10-08-2009 11:30 AM - edited 03-06-2019 08:02 AM
I was trying to use Dynamips to verify it, but Dynamips was running too slow on my computer. Can someone please verify if what I plan to do works?
Site A ----------- Site B
Both have WAN links into the cloud, running EIGRP with all other sites and wit each other. A and B also have a direct connection as backup link, running OSPF over the link.
Site A internal networks are in Area 20
Site B internal netowrks are in Area 30
Direct link between A and B is in Area 0
The direct link is used as a failover link to the WAN connections. I'm thinking to summary from Area 20 to Area 0 at A and from Area 30 to Area 0 at B as the fllowing:
Site A#
router ospf 1
area 20 range 10.0.0.0 255.255.255.0
area 20 range 192.168.0.0 255.255.0.0
Site B#
router ospf 1
area 20 range 10.0.0.0 255.255.255.0
area 20 range 192.168.0.0 255.255.0.0
10.0.0.0/8 and 192.168.0.0/16 can cover everything in the company. Is it ok that I have the same summary routes into Area 0 from two areas? My goal is to have either site learn the OSPF summary routes as from the direct link in between.
I think it works. I just don't have the tool to test right now.
Thanks a lot
10-08-2009 09:15 PM
Hello Gary,
>> 10.0.0.0/8 and 192.168.0.0/16 can cover everything in the company.
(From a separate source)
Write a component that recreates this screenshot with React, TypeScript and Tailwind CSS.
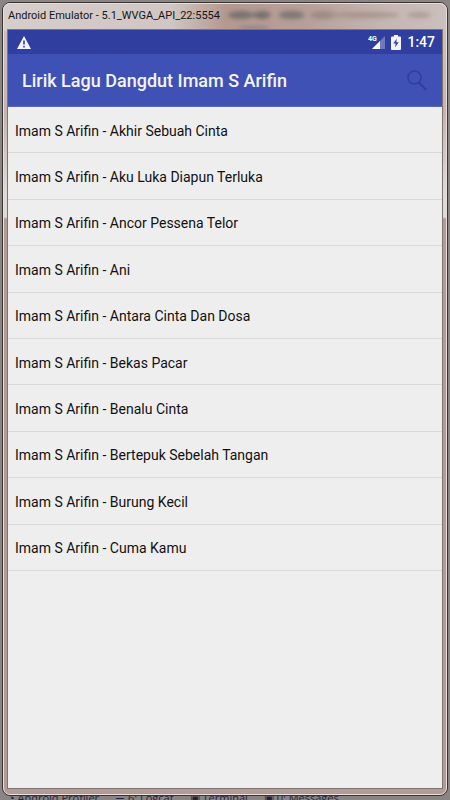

Is it ok that I have the same summary routes into Area 0 from two areas?
No, this is not a good idea.
It can create routing problems.
Why a remote site should try to advertise a summary route for IP subnets that are not there?
I think in this case you need to create summary routes staying within area boundary.
Be also aware that the summary routes you create can hide details of routes in area 20 but if central site connects to other areas/remote sites the effect can be different from what you would expect.
You should be able with a good address plan to have remote site to advertise more specific per site summarized routes over the OSPF link.
Central site can advertise its own aggregated address and you can expect the summary routes coming from all other remote sites to be sent too.
This shouldn't be a problem because EIGRP is preferred over OSPF (lower AD).
Also if you don't use summarization in EIGRP you should have more specific routes.
Most specific routes are used first so if you send only a default in EIGRP for example the OSPF backup link will be used instead of primary EIGRP link for sending traffic from remote site to central site.
You need to balance between the desire to have as few prefixes as possible with the need to keep a hierarchy in using links where different routing protocols are running.